Neither the “natural rights” nor “enumerated” rights readings can explain Howard’s selective enumeration.
Defined Rights
Although not enumerated in the Constitution, these fundamental privileges of citizenship were not indeterminate—but defined. According to the formal written report of the Joint Committee on Reconstruction, the Privileges or Immunities Clause, together with the Due Process and Equal Protection Clauses, would “determine the civil rights and privileges of all citizens in all parts of the Republic.” This report is the most important evidence of the Amendments original understanding; drafted by the chairman Senator Fessenden, the report was signed by Howard and all the Republican members of the Committee (save those who were not in Washington upon publication), and very widely praised and reprinted.
The “privileges and immunities,” then, had a determined meaning, even if “enumerate[ing]” these “many” rights might be “tedious” and even “difficult,” as Justice Washington had said, and even if such enumeration could not define the rights in their “precise nature and exact extent,” as Senator Howard claimed.
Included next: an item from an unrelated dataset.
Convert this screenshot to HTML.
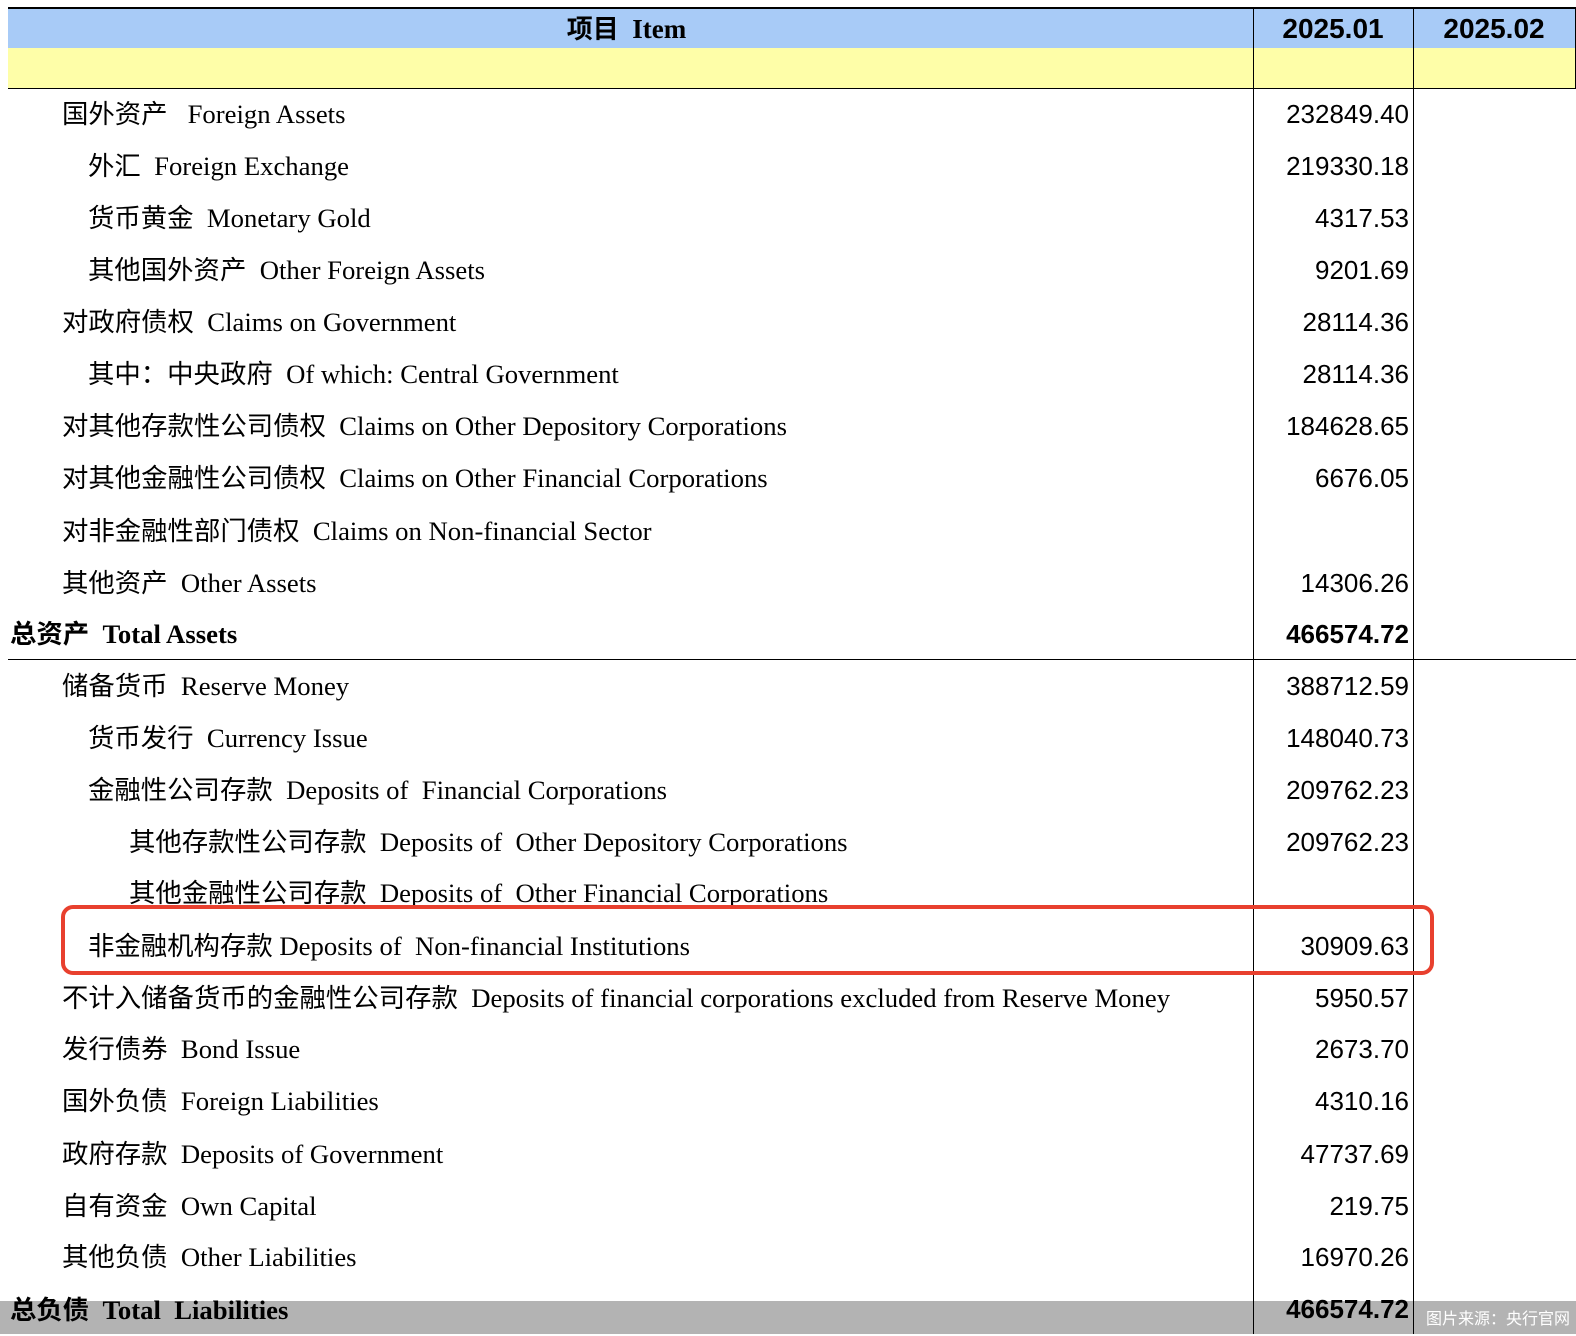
<!DOCTYPE html>
<html><head><meta charset="utf-8">
<style>
body{margin:0;width:1576px;height:1334px;background:#fff;position:relative;overflow:hidden;font-family:"Liberation Serif","Noto Serif CJK SC",serif;color:#000}
.a{position:absolute}
.r{position:absolute;height:52px;line-height:52px;font-size:26.7px;white-space:nowrap;margin-top:-2px}
.r .c{font-family:"Noto Sans CJK SC","WenQuanYi Zen Hei",sans-serif;font-size:26.4px}
.n{position:absolute;height:52px;line-height:52px;font-size:26px;font-family:"Liberation Sans",Arial,sans-serif;right:167px;text-align:right;white-space:nowrap}
.h{position:absolute;top:8px;height:42px;font:bold 28px 'Liberation Sans',Arial,sans-serif;line-height:42px;text-align:center}
</style></head><body>
<div class="a" style="left:8px;top:8px;width:1568px;height:40px;background:#a8cbf7"></div>
<div class="a" style="left:8px;top:48px;width:1568px;height:40px;background:#fefea8"></div>
<div class="a" style="left:8px;top:7px;width:1568px;height:2px;background:#000"></div>
<div class="a" style="left:8px;top:88px;width:1568px;height:1px;background:#000"></div>
<div class="a" style="left:8px;top:659px;width:1568px;height:1px;background:#000"></div>
<div class="a" style="left:0;top:1301px;width:1576px;height:33px;background:#b3b3b3"></div>
<div class="a" style="left:1253px;top:8px;width:1px;height:1326px;background:#000"></div>
<div class="a" style="left:1413px;top:8px;width:1px;height:1326px;background:#000"></div>
<div class="a" style="left:1575px;top:8px;width:1px;height:80px;background:#000"></div>

<div class="r" style="left:0;width:1253px;top:4px;line-height:52px;text-align:center;font-weight:bold;font-size:27px"><span class="c" style="font-weight:bold;font-size:26px">项目</span>&nbsp; Item</div>
<div class="h" style="left:1253px;width:160px">2025.01</div>
<div class="h" style="left:1413px;width:162px">2025.02</div>

<div class="r" style="left:62px;top:88px"><span class="c">国外资产</span>&nbsp;&nbsp; Foreign Assets</div><div class="n" style="top:88px">232849.40</div>
<div class="r" style="left:88px;top:140px"><span class="c">外汇</span>&nbsp; Foreign Exchange</div><div class="n" style="top:140px">219330.18</div>
<div class="r" style="left:88px;top:192px"><span class="c">货币黄金</span>&nbsp; Monetary Gold</div><div class="n" style="top:192px">4317.53</div>
<div class="r" style="left:88px;top:244px"><span class="c">其他国外资产</span>&nbsp; Other Foreign Assets</div><div class="n" style="top:244px">9201.69</div>
<div class="r" style="left:62px;top:296px"><span class="c">对政府债权</span>&nbsp; Claims on Government</div><div class="n" style="top:296px">28114.36</div>
<div class="r" style="left:88px;top:348px"><span class="c">其中：中央政府</span>&nbsp; Of which: Central Government</div><div class="n" style="top:348px">28114.36</div>
<div class="r" style="left:62px;top:400px"><span class="c">对其他存款性公司债权</span>&nbsp; Claims on Other Depository Corporations</div><div class="n" style="top:400px">184628.65</div>
<div class="r" style="left:62px;top:452px"><span class="c">对其他金融性公司债权</span>&nbsp; Claims on Other Financial Corporations</div><div class="n" style="top:452px">6676.05</div>
<div class="r" style="left:62px;top:505px"><span class="c">对非金融性部门债权</span>&nbsp; Claims on Non-financial Sector</div>
<div class="r" style="left:62px;top:557px"><span class="c">其他资产</span>&nbsp; Other Assets</div><div class="n" style="top:557px">14306.26</div>
<div class="r" style="left:10px;top:608px;font-weight:bold"><span class="c" style="font-weight:bold">总资产</span>&nbsp; Total Assets</div><div class="n" style="top:608px;font-weight:bold">466574.72</div>

<div class="r" style="left:62px;top:660px"><span class="c">储备货币</span>&nbsp; Reserve Money</div><div class="n" style="top:660px">388712.59</div>
<div class="r" style="left:88px;top:712px"><span class="c">货币发行</span>&nbsp; Currency Issue</div><div class="n" style="top:712px">148040.73</div>
<div class="r" style="left:88px;top:764px"><span class="c">金融性公司存款</span>&nbsp; Deposits of&nbsp; Financial Corporations</div><div class="n" style="top:764px">209762.23</div>
<div class="r" style="left:129px;top:816px"><span class="c">其他存款性公司存款</span>&nbsp; Deposits of&nbsp; Other Depository Corporations</div><div class="n" style="top:816px">209762.23</div>
<div class="r" style="left:129px;top:867px"><span class="c">其他金融性公司存款</span>&nbsp; Deposits of&nbsp; Other Financial Corporations</div>
<div class="r" style="left:88px;top:920px"><span class="c">非金融机构存款</span> Deposits of&nbsp; Non-financial Institutions</div><div class="n" style="top:920px">30909.63</div>
<div class="r" style="left:62px;top:972px"><span class="c">不计入储备货币的金融性公司存款</span>&nbsp; Deposits of financial corporations excluded from Reserve Money</div><div class="n" style="top:972px">5950.57</div>
<div class="r" style="left:62px;top:1023px"><span class="c">发行债券</span>&nbsp; Bond Issue</div><div class="n" style="top:1023px">2673.70</div>
<div class="r" style="left:62px;top:1075px"><span class="c">国外负债</span>&nbsp; Foreign Liabilities</div><div class="n" style="top:1075px">4310.16</div>
<div class="r" style="left:62px;top:1128px"><span class="c">政府存款</span>&nbsp; Deposits of Government</div><div class="n" style="top:1128px">47737.69</div>
<div class="r" style="left:62px;top:1180px"><span class="c">自有资金</span>&nbsp; Own Capital</div><div class="n" style="top:1180px">219.75</div>
<div class="r" style="left:62px;top:1231px"><span class="c">其他负债</span>&nbsp; Other Liabilities</div><div class="n" style="top:1231px">16970.26</div>
<div class="r" style="left:10px;top:1284px;font-weight:bold"><span class="c" style="font-weight:bold">总负债</span>&nbsp; Total&nbsp; Liabilities</div><div class="n" style="top:1283px;font-weight:bold">466574.72</div>
<div class="a" style="left:1426px;top:1305px;height:22px;line-height:22px;font:16px 'Noto Sans CJK SC',sans-serif;color:#fff">图片来源：央行官网</div>

<div class="a" style="left:61px;top:905px;width:1365px;height:62px;border:4px solid #e8402e;border-radius:12px"></div>
</body></html>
Unfortunately, neither Justice Washington nor Senator Howard left us a complete list of these determinate and fundamental rights of American citizenship. Still, they left us a sturdy test—one not amenable to judicial activism: to qualify as a “privilege” or “immunity” of U.S. citizenship, the right must be both fundamental to citizenship and enjoyed throughout the United States from the beginning of our Republic. This answer to the question is close to the same answer given by the Supreme Court in Washington v. Glucksburg—but with two important qualifications: the (1) rights must be deeply rooted in our traditions of citizenship, and (2) those traditions must be traceable to a genuine American consensus in 1776.